Brian M. Greenwood

The challenge:
Meningitis, pneumonia and malaria – all dictated by seasonal climate – kill millions of children in the developing world each year.
The work:
Malaria is widespread during the rainy season. Greenwood demonstrated the value of insecticide-coated bed nets and drug therapy in preventing malaria. Pneumonia and meningitis are most prevalent during the dry season. Greenwood developed and tested two groups of vaccines against these infections, which have been highly effective in saving children’s lives.
Why it matters:
Dr. Greenwood has been a tireless advocate of children’s health in developing countries by battling the spread of disease and training post-doctoral scientists in Africa.
Bio
Brian Greenwood studied medicine at Cambridge (1962) followed by three years in Western Nigeria at University College Hospital, Ibadan. After further training in clinical immunology in Britain, he returned to Nigeria (1970) to help establish a new medical school at Ahmadu Bello University, Zaria. There he continued his research in malaria and meningococcal disease.

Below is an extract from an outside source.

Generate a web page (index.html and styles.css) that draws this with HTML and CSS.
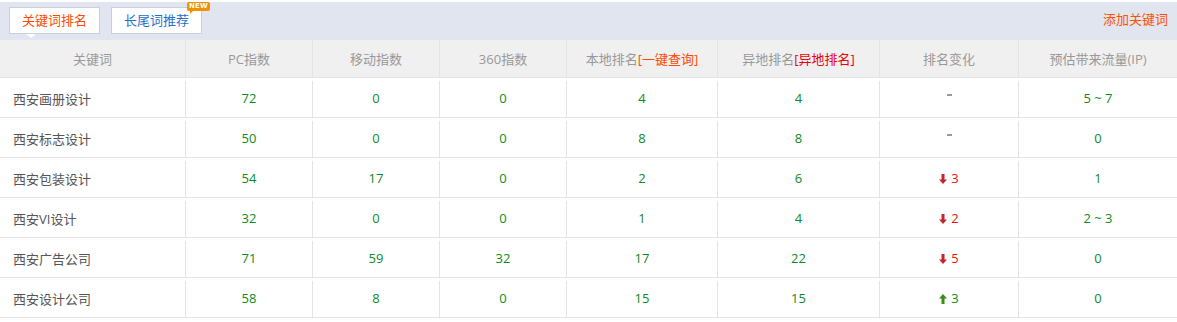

Greenwood spent 15 years directing the UK Medical Research Council Laboratories in The Gambia (1980-95). He helped to establish a multi-disciplinary research program focused on the most prevalent infectious diseases: malaria, pneumonia, measles, meningitis, hepatitis and HIV2. Greenwood demonstrated the efficacy of insecticide-treated bed nets in preventing malaria deaths in children, and demonstrated the impact of Haemophilus influenzae type b and pneumococcal conjugate vaccines in Sub-Saharan Africa.
In 1996 Dr. Greenwood joined the London School of Hygiene & Tropical Medicine where he is now Manson Professor of Clinical Tropical Medicine. He directed the Gates Malaria Partnership (2001-09) and, in 2008, became director of the Malaria Capacity Development Consortium, which supports malaria training-programs in five Sub-Saharan universities. He is also director of a consortium that studies the epidemiology of meningococcal infection in Africa prior to the introduction of a new conjugate vaccine.